How Two Irish Businessmen Almost Took Nigeria for $11 Billion
The New York Times Magazine
Like a lot of explosive financial scandals, the story of Michael Quinn and Brendan Cahill could fairly be described as a simple proposition that spun completely out of control.

Quinn was an Irish oil-and-gas man with warm eyes and a mustache; Cahill was his longtime partner, an accountant by training. The two had been working in Nigeria since the 1970s, doing small-time deals in the energy and defense sectors, like fixing tanks and siting oil wells. But in the mid-2000s, they spied a bigger opportunity. They knew that Nigeria’s refineries were burning off most of the gas that was recovered during oil drilling — a practice that poisoned the atmosphere and deprived the country of a source of electricity. Quinn and Cahill proposed a “gas leaning” plant, which would take in the “wet” gas that would otherwise be flared and spit out “lean” gas that could actually power the grid. It would transform waste into fuel.

Quinn and Cahill founded a new company for this purpose and gave it a forgettable name, Process and Industrial Developments Ltd. The two worked out of an office in Abuja, Nigeria’s capital. But P.&I.D.’s legal address was a P.O. box on Tortola, in the British Virgin Islands. This could shield the new entity from taxes and scrutiny, while also making it easier to raise capital on the international markets.

The next step was to draw a proposal for the Ministry of Petroleum Resources, the department that oversees Nigeria’s considerable fossil-fuel reserves. P.&I.D. would construct the $500 million facility. Nigeria would pipe in wet gas at no cost to the company. Then P.&I.D. would process it and pipe out the lean gas at no charge to the country. But in return, the company would retain the valuable byproducts of the gas-leaning process, like propane and butane, which it could sell at a profit. If Nigeria backed out at any point before the full 20-year term of the contract, it could be held liable for damages. Taken as a whole, it looked like an enormous commitment for Nigeria, one that might be met with skepticism when it finally met the eyes of the ministry’s lawyers.
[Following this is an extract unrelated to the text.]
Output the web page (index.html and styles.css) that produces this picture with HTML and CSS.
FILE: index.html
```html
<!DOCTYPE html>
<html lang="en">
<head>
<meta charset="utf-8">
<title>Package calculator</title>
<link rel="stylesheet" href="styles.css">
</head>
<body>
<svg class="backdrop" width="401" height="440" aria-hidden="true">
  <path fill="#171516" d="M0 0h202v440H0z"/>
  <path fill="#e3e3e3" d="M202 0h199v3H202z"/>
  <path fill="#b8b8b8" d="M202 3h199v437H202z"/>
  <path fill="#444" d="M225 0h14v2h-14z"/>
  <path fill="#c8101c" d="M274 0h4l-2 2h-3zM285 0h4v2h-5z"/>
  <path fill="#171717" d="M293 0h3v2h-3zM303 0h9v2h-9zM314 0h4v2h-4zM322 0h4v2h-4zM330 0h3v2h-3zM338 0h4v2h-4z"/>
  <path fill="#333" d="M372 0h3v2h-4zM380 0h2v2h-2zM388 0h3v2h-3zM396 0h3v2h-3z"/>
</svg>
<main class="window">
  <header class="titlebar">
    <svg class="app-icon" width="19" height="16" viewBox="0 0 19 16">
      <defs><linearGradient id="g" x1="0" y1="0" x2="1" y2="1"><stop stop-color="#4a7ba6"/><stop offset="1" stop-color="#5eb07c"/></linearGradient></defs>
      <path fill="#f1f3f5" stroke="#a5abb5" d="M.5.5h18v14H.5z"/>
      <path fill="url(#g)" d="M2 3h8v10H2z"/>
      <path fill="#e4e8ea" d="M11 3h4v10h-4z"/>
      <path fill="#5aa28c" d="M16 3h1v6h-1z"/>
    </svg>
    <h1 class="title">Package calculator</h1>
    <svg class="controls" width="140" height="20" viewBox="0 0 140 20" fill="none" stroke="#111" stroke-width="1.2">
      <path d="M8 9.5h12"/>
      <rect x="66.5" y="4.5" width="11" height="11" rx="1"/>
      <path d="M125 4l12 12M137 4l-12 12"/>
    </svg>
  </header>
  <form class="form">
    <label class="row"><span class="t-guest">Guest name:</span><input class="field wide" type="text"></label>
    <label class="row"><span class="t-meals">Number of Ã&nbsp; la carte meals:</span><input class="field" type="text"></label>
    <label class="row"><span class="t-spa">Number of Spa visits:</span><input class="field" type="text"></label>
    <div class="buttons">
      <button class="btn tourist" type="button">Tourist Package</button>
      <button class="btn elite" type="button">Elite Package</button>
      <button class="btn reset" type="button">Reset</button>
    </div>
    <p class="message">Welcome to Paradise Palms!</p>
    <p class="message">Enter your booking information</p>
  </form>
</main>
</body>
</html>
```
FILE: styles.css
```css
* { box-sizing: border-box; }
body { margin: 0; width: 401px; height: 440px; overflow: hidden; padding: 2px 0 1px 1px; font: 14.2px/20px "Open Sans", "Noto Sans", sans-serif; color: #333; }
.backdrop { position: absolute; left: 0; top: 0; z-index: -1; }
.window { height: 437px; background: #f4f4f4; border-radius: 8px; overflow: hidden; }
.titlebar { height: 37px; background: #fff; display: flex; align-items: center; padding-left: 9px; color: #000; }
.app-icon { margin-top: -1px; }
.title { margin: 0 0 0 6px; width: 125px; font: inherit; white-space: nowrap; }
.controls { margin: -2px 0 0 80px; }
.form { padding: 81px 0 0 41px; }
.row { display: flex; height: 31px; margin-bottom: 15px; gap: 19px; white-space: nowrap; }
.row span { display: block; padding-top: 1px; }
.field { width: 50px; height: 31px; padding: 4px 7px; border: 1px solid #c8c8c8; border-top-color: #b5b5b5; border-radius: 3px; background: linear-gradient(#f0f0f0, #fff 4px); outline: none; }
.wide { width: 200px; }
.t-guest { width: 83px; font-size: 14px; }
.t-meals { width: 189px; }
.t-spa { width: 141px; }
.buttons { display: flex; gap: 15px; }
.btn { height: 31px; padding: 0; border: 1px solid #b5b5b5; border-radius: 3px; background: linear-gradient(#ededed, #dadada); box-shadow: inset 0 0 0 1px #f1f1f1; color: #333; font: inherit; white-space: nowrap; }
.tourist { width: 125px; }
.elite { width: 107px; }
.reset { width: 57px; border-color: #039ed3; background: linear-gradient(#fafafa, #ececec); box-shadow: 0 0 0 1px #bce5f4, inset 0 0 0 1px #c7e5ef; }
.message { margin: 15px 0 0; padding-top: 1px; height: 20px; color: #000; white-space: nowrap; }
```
Around this time, a lawyer named Grace Taiga landed a new job at the ministry, as legal director. This was fortunate, because Quinn and Cahill had known Taiga for years, ever since she was at the Ministry of Defense and they were businessmen who occasionally won contracts from it. For about a year leading up to the submission of P.&I.D.’s proposal, Quinn and Cahill sent Taiga and one of her daughters just a bit more than $25,000 in incremental payments. Quinn also took Taiga’s colleague, a Ministry employee named Taofiq Tijani, to dinner at Chopsticks, a Chinese restaurant in Abuja. The cost of that dinner was recorded in accounting books as $2,800. (A Chinese dinner does not cost $2,800 in Abuja.) Then, shortly before the contract was signed, Cahill sent another $5,000 from a bank in Cyprus to Taiga’s daughter’s account, which was coded as a “commission payment.”

Taiga sent the contract to her boss, Rilwanu Lukman, the minister of petroleum resources. It wasn’t much: 20 pages of mostly boilerplate language, drawn up on the ministry’s green-bordered stationery. It was more like an outline than a fully developed proposal for a multimillion-dollar gas deal. But Taiga assured Lukman in a memo that it would be “a leap forward” for Nigeria. On Jan. 11, 2010, Lukman, Quinn and Taiga signed their names. The deal was done.
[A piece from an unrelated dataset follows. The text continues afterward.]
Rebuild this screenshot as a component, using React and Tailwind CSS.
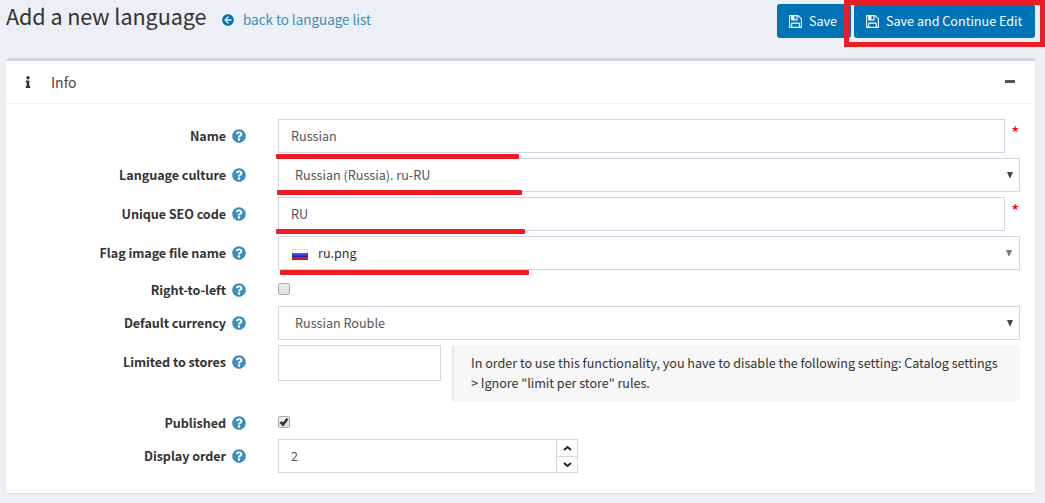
import React from "react";
import { FaInfo, FaQuestionCircle, FaArrowCircleLeft } from "react-icons/fa";

function Floppy() {
  return (
    <svg viewBox="0 0 1536 1792" className="h-[15px] w-[13px] shrink-0" fill="currentColor">
      <path d="M384 1536h768v-384h-768v384zm896 0h128v-896q0-14-10-38.5t-20-34.5l-281-281q-10-10-34-20t-39-10v416q0 40-28 68t-68 28h-576q-40 0-68-28t-28-68v-416h-128v1280h128v-416q0-40 28-68t68-28h832q40 0 68 28t28 68v416zm-384-928v-320q0-13-9.5-22.5t-22.5-9.5h-192q-13 0-22.5 9.5t-9.5 22.5v320q0 13 9.5 22.5t22.5 9.5h192q13 0 22.5-9.5t9.5-22.5zm640 32v928q0 40-28 68t-68 28h-1344q-40 0-68-28t-28-68v-1344q0-40 28-68t68-28h928q40 0 88 20t76 48l280 280q28 28 48 76t20 88z" />
    </svg>
  );
}

function Row({ label, className = "mb-[5px] h-[34px]", labelClass = "h-[34px]", children }) {
  return (
    <div className={"flex " + className}>
      <div className={"mr-8 flex w-[240px] shrink-0 items-center justify-end gap-1.5 font-bold tracking-[-0.06px] text-[#333] " + labelClass}>
        <span>{label}</span>
        <FaQuestionCircle className="size-[14px] text-[#3c8dbc]" />
      </div>
      {children}
    </div>
  );
}

function Arrow({ className }) {
  return (
    <svg viewBox="0 0 6 6" className={"h-[6px] w-[6px] " + className} fill="currentColor">
      <path d="M0 0h6L3.4 6h-.8z" />
    </svg>
  );
}

function Select({ children, arrow = "mr-[6px] text-[#444]", className = "pl-[16px] text-[#555]" }) {
  return (
    <div className={"flex h-[34px] w-[742px] items-center justify-between border border-[#d2d6de] " + className}>
      {children}
      <Arrow className={arrow} />
    </div>
  );
}

function Required({ children }) {
  return (
    <>
      <div className="flex h-[34px] w-[727px] items-center border border-[#d2d6de] pl-3 text-[#555]">{children}</div>
      <span className="ml-[6px] mt-[3px] text-[18px] leading-5 text-[#f00]">*</span>
    </>
  );
}

function Chevron({ down }) {
  return (
    <svg viewBox="0 0 9 6" className="h-[6px] w-[9px]" fill="none" stroke="#222" strokeWidth="2">
      <path d={down ? "M1 1l3.5 3L8 1" : "M1 5l3.5-3L8 5"} />
    </svg>
  );
}

const button = "flex h-[34px] items-center rounded-[3px] bg-[#0073b7] text-white";

export default function App() {
  return (
    <div className="relative h-[503px] w-[1045px] overflow-hidden bg-[#ecf0f5] pl-1.5 pr-2.5 font-['Noto_Sans_CJK_SC','Source_Sans_Pro',sans-serif] text-[12.6px] leading-5 text-[#333]">
      <header className="flex h-[58px] items-start">
        <h1 className="mt-[2px] w-[216px] whitespace-nowrap text-[21.6px] leading-7 tracking-[-0.08px]">Add a new language</h1>
        <FaArrowCircleLeft className="mt-[14px] size-[12px] text-[#0073b7]" />
        <a className="ml-[9px] mt-[9px] whitespace-nowrap text-[13.5px] tracking-[-0.04px] text-[#3c8dbc]">back to language list</a>
        <button className={button + " ml-auto mt-1 w-[74px] gap-[7px] pl-3"}>
          <Floppy />
          <span>Save</span>
        </button>
        <button className={button + " ml-[3px] mt-1 w-[181px] gap-[7px] whitespace-nowrap pl-3"}>
          <Floppy />
          <span>Save and Continue Edit</span>
        </button>
      </header>
      <main className="h-[435px] rounded-[3px] border-t-[3px] border-[#d2d6de] bg-white shadow-[0_1px_1px_rgba(0,0,0,0.1)]">
        <div className="flex h-[43px] items-center border-b border-[#f4f4f4] pl-[16px] pr-5">
          <FaInfo className="h-[12px] w-[12px] text-[#333]" />
          <span className="ml-[17px] text-[14px] text-[#444]">Info</span>
          <span className="mb-[2px] ml-auto h-[3px] w-[10px] bg-[#555]" />
        </div>
        <div className="pt-[15px]">
          <Row label="Name">
            <Required>Russian</Required>
          </Row>
          <Row label="Language culture">
            <Select><span>Russian (Russia). ru-RU</span></Select>
          </Row>
          <Row label="Unique SEO code">
            <Required>RU</Required>
          </Row>
          <Row label="Flag image file name">
            <Select arrow="mr-[7px] text-[#777]" className="pl-[13px] text-[#333]">
              <span className="flex items-center">
                <span className="mr-2.5 mt-[3px] flex h-[11px] w-4 flex-col">
                  <span className="h-[4px] border border-b-0 border-[#ddd] bg-white" />
                  <span className="h-[4px] bg-gradient-to-b from-[#5a5cf8] to-[#1210c8]" />
                  <span className="h-[3px] bg-gradient-to-b from-[#f01818] to-[#c81010]" />
                </span>
                ru.png
              </span>
            </Select>
          </Row>
          <Row label="Right-to-left" className="h-[31px]" labelClass="h-[30px]">
            <span className="mt-[8px] h-3 w-3 rounded-[2px] border border-[#aaa] bg-gradient-to-b from-[#eee] to-[#ddd]" />
          </Row>
          <Row label="Default currency">
            <Select><span>Russian Rouble</span></Select>
          </Row>
          <Row label="Limited to stores" className="h-[61px]">
            <div className="h-[36px] w-[163px] border border-[#d2d6de]" />
            <div className="ml-2.5 h-[56px] w-[569px] whitespace-nowrap rounded-[3px] border-l-4 border-[#eee] bg-[#f7f7f7] pl-4 pt-2 tracking-[-0.02px]">
              In order to use this functionality, you have to disable the following setting: Catalog settings
              <br />
              &gt; Ignore "limit per store" rules.
            </div>
          </Row>
          <Row label="Published" className="h-[33px]" labelClass="h-[33px]">
            <span className="mt-[10px] h-3 w-3 rounded-[2px] border border-[#aaa] bg-gradient-to-b from-[#eee] to-[#ddd]">
              <svg viewBox="0 0 10 10" className="size-[10px]" fill="none" stroke="#333" strokeWidth="2.5">
                <path d="M1.5 5L4 7.5 8.5 1.8" />
              </svg>
            </span>
          </Row>
          <Row label="Display order">
            <div className="flex h-[34px] w-[300px] border border-[#d2d6de]">
              <span className="flex flex-1 items-center pl-3 text-[#555]">2</span>
              <span className="flex w-[21px] flex-col border-l border-[#d2d6de]">
                <span className="flex h-[17px] items-center justify-center border-b border-[#d2d6de]"><Chevron /></span>
                <span className="flex h-[15px] items-center justify-center"><Chevron down /></span>
              </span>
            </div>
          </Row>
        </div>
      </main>
      <div className="absolute left-[844px] top-0 h-[47px] w-[201px] border-[5px] border-[#ed1c24]" />
      <div className="absolute left-[276px] top-[154px] h-[5px] w-[243px] rounded-[1px] bg-[#ed1c24]" />
      <div className="absolute left-[277px] top-[190px] h-[5px] w-[245px] rounded-[1px] bg-[#ed1c24]" />
      <div className="absolute left-[276px] top-[229px] h-[5px] w-[249px] rounded-[1px] bg-[#ed1c24]" />
      <div className="absolute left-[280px] top-[270px] h-[5px] w-[249px] rounded-[1px] bg-[#ed1c24]" />
    </div>
  );
}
Days later, a man named Neil Hitchcock — P.&I.D.’s only full-time employee — wrote to Cahill, saying he needed $1.5 million to begin clearing the ground for the facility. But P.&I.D. did not have $1.5 million. The plan had been to raise capital for the project on the basis of the signed 20-year contract, then bring on engineers and laborers. This was how they’d always operated in Nigeria.

In June, Quinn opened his morning paper to an unwelcome twist. The oil-drilling company that Nigeria had promised would supply the wet gas had decided to keep it; the gas turned out to be useful for maintaining pressure inside the wells. Quinn might have picked up the phone and protested to his friends inside the government, but most of them were gone. A new president had recently come into office. Lukman had been replaced. In February 2011, Hitchcock sent a text message that suggested the company was in dire straits. “In view of the rapidly deteriorating situation here, I see no option but to liquidate some P.&I.D. assets,” he wrote. “With your approval, I propose to sell the Honda Civic.” Quinn emailed the new president, Goodluck Jonathan, but his appeal went nowhere.
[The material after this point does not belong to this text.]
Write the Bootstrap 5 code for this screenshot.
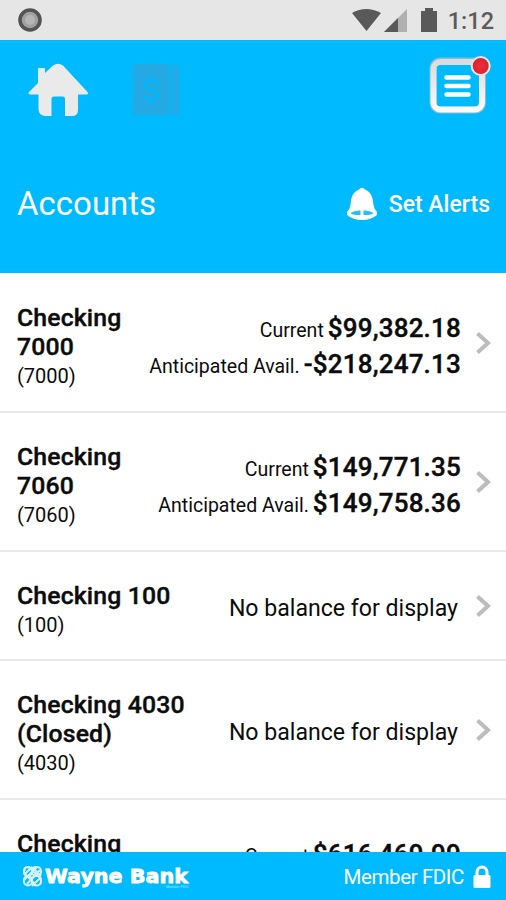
<!DOCTYPE html>
<html lang="en">
<head>
<meta charset="utf-8">
<meta name="viewport" content="width=device-width, initial-scale=1">
<title>Accounts</title>
<link href="https://cdn.jsdelivr.net/npm/bootstrap@5.3.0/dist/css/bootstrap.min.css" rel="stylesheet">
<style>
body{font-family:Roboto,"Liberation Sans",sans-serif;color:#0c0c0c;height:900px;overflow:hidden;background:#fff}
svg{display:block;flex:none}
.sky{background:#00baff;color:#fff}
.status{height:40px;background:#e6e6e6;color:#5b5b5b;padding:0 12px 0 18px;font-size:23.5px;font-weight:500}
.clock{letter-spacing:0;margin-left:7px;line-height:42px;padding-top:2px}
.tools{height:93px;padding:14px 13px 0 28px}
.check-icon{margin-left:43px}
.titlebar{height:140px;padding:2px 16px 0 17px}
.titlebar h1{font-size:33px;font-weight:400;line-height:34px;margin:0}
.alerts{font-size:23px;font-weight:500;line-height:32px;gap:11px}
.alerts span{padding-top:1px}
.accounts{height:579px;overflow:hidden;padding-top:1px}
.acct{height:139px;padding:29px 14px 0 17px;border-bottom:2px solid #e8e8e8}
.acct.short{height:109px}
.acct-name,.sums b{font-weight:500;-webkit-text-stroke:.4px #0c0c0c}
.acct-name{font-size:24.8px;letter-spacing:.15px;line-height:29px;white-space:pre-line}
.acct-no{font-size:20px;line-height:31px}
.sums{padding-top:10px;white-space:nowrap}
.sum-line{height:36px;line-height:36px}
.kind{font-size:19.5px}
.sums b{font-size:26px;letter-spacing:.2px;line-height:1}
.none{font-size:23.1px;padding-right:3px;padding-bottom:21px}
.chev{margin-left:15px;margin-bottom:29px}
.foot{height:48px;padding:1px 15px 0 23px}
.brand{font-family:"DejaVu Sans","Liberation Sans",sans-serif;font-weight:700;font-size:20px}
.tag{font-family:"Liberation Sans",sans-serif;font-weight:400;font-size:4px}
.fdic{font-size:20.5px;letter-spacing:-.4px;line-height:28px;gap:9px}
</style>
<script src="https://cdn.jsdelivr.net/npm/bootstrap@5.3.0/dist/js/bootstrap.bundle.min.js"></script>
</head>
<body class="d-flex flex-column">
<svg width="0" height="0" class="position-absolute"><defs>
  <symbol id="chev" viewBox="0 0 16 24"><path d="M1.500 2.500L12 12L1.500 21.500" fill="none" stroke="#bcbcbc" stroke-width="4"/></symbol>
</defs></svg>
<div class="status d-flex align-items-center">
  <svg width="24" height="24" viewBox="0 0 24 24"><circle cx="12" cy="12" r="10" fill="#a0a0a0" stroke="#535353" stroke-width="3.6"/><circle cx="12" cy="12" r="5" fill="#b5b5b5"/></svg>
  <div class="d-flex align-items-center ms-auto">
    <svg width="90" height="28" viewBox="0 0 90 28"><path d="M1 7Q15-1 30 7L15.500 25Z" fill="#595959"/><path d="M56 3V26H33Z" fill="#b0b0b0"/><path d="M47 12V26H33Z" fill="#595959"/><path d="M70 5H74V2H82V5H86V26H70Z" fill="#595959"/></svg>
    <span class="clock">1:12</span>
  </div>
</div>
<header class="sky">
  <div class="tools d-flex align-items-start">
    <svg width="60" height="64" viewBox="28 54 60 64"><path d="M38 80V69Q38 68 39 68H44Q45 68 45 69V73L53 65.500Q58 62 63 65.500L87.500 92Q89 94.500 86 94.500H78V110Q78 116 72 116H65V99Q65 96.500 62.500 96.500H54Q51.500 96.500 51.500 99V116H45Q38.500 115 38.500 109V94.500H30.500Q27.500 94.500 29 92L38 83Z" fill="#eaeaea"/></svg>
    <svg class="check-icon" width="50" height="64" viewBox="131 54 50 64"><rect x="133" y="64" width="36" height="51" rx="4" fill="#24a9e2"/><path d="M170 65Q180 64 180 68V112Q180 116 170 115Z" fill="#17aff0"/><path d="M172 66V114M177 67V113" stroke="#28a8e0" stroke-width="1.500"/><path d="M158.500 85Q157 80 152 80Q145.500 81 145.500 86C145.500 91 159 89 158 95Q156 100 151 100Q146 100 144.500 96M151.500 75V80M150.500 100V105" fill="none" stroke="#04b7fa" stroke-width="3"/></svg>
    <svg class="ms-auto" width="64" height="64" viewBox="429 54 64 64"><defs><linearGradient id="frame" x2="0" y2="1"><stop stop-color="#dcdcdc"/><stop offset="1" stop-color="#fafafa"/></linearGradient><radialGradient id="dot"><stop stop-color="#e8323d"/><stop offset="1" stop-color="#dc1f2d"/></radialGradient></defs><rect x="433" y="61" width="49.500" height="49" rx="7" fill="none" stroke="#86bcd1" stroke-width="7"/><rect x="433.500" y="62" width="48.500" height="47.500" rx="7" fill="none" stroke="url(#frame)" stroke-width="6"/><path d="M446.500 77.500H468.500M446.500 86H468.500M446.500 94.500H468.500" stroke="#fff" stroke-width="4.600" stroke-linecap="round"/><circle cx="480.700" cy="66" r="9" fill="url(#dot)" stroke="#e8e4e4" stroke-width="2"/></svg>
  </div>
  <div class="titlebar d-flex align-items-center justify-content-between">
    <h1>Accounts</h1>
    <div class="alerts d-flex align-items-center">
      <svg width="32" height="34" viewBox="0 0 32 34"><path d="M13 2.500Q16-1 19 2.500C26 5 27 12 27.500 18Q28 22 31 25V28Q25 33 16 33T1 28V25Q4 22 4.500 18C5 12 6 5 13 2.500Z" fill="#fff"/><path d="M4.500 26Q9 23 14.500 23.500V28Q7 28.500 4.500 26ZM27.500 26Q23 23 17.500 23.500V28Q25 28.500 27.500 26Z" fill="#22bff9"/></svg>
      <span>Set Alerts</span>
    </div>
  </div>
</header>
<main class="accounts">
  <div class="acct d-flex">
    <div><div class="acct-name">Checking
7000</div><div class="acct-no">(7000)</div></div>
    <div class="sums ms-auto text-end"><div class="sum-line"><span class="kind">Current</span> <b>$99,382.18</b></div><div class="sum-line"><span class="kind">Anticipated Avail.</span> <b>-$218,247.13</b></div></div>
    <svg class="chev align-self-center" width="16" height="24"><use href="#chev"/></svg>
  </div>
  <div class="acct d-flex">
    <div><div class="acct-name">Checking
7060</div><div class="acct-no">(7060)</div></div>
    <div class="sums ms-auto text-end"><div class="sum-line"><span class="kind">Current</span> <b>$149,771.35</b></div><div class="sum-line"><span class="kind">Anticipated Avail.</span> <b>$149,758.36</b></div></div>
    <svg class="chev align-self-center" width="16" height="24"><use href="#chev"/></svg>
  </div>
  <div class="acct short d-flex">
    <div><div class="acct-name">Checking 100</div><div class="acct-no">(100)</div></div>
    <div class="none ms-auto align-self-center">No balance for display</div>
    <svg class="chev align-self-center" width="16" height="24"><use href="#chev"/></svg>
  </div>
  <div class="acct d-flex">
    <div><div class="acct-name">Checking 4030
(Closed)</div><div class="acct-no">(4030)</div></div>
    <div class="none ms-auto align-self-center">No balance for display</div>
    <svg class="chev align-self-center" width="16" height="24"><use href="#chev"/></svg>
  </div>
  <div class="acct d-flex">
    <div><div class="acct-name">Checking</div></div>
    <div class="sums ms-auto text-end"><div class="sum-line"><span class="kind">Current</span> <b>$616,469.99</b></div></div>
    <svg class="chev invisible" width="16" height="24"></svg>
  </div>
</main>
<footer class="foot sky d-flex align-items-center justify-content-between">
  <svg width="168" height="30" viewBox="24 862 168 30" role="img" aria-label="Wayne Bank">
    <g fill="none" stroke="#d5f3ff" stroke-width="2"><path d="M25 875L33 867M25 880L38 867M28 884L41 870M33 886L42 877M26 871Q24 867 30 867L41 878Q43 882 41 884M25 873L37 885M33 867L42 876"/><rect x="25" y="867" width="8" height="9" rx="4"/><rect x="33" y="867" width="9" height="9" rx="4"/><rect x="25" y="876" width="8" height="9.500" rx="4"/><rect x="33" y="876" width="9" height="9.500" rx="4"/></g>
    <text class="brand" x="46" y="883" textLength="143" lengthAdjust="spacingAndGlyphs" fill="#fff" stroke="#fff" stroke-width=".8">Wayne Bank</text>
    <text class="tag" x="167" y="888" textLength="23" lengthAdjust="spacingAndGlyphs" fill="#b5eaff">Member FDIC</text>
  </svg>
  <div class="fdic d-flex align-items-center"><span>Member FDIC</span>
    <svg width="18" height="24" viewBox="0 0 18 24"><path d="M4 11V7.500A5 5.500 0 0 1 14 7.500V11" fill="none" stroke="#fff" stroke-width="3"/><rect x=".5" y="10" width="17" height="13" rx="1.500" fill="#fff"/></svg>
  </div>
</footer>
</body>
</html>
To a well-seasoned observer, all of this would have seemed like a pretty average case of what investors call “political risk.” When doing business in a corrupt country, it’s not at all uncommon that a new group takes power, then reneges on its predecessor’s deals. It happened all the time in Nigeria, which Transparency International ranks as one of the most corrupt places in the world, on par with Afghanistan and Guatemala. The whole affair seemed destined to melt without a trace.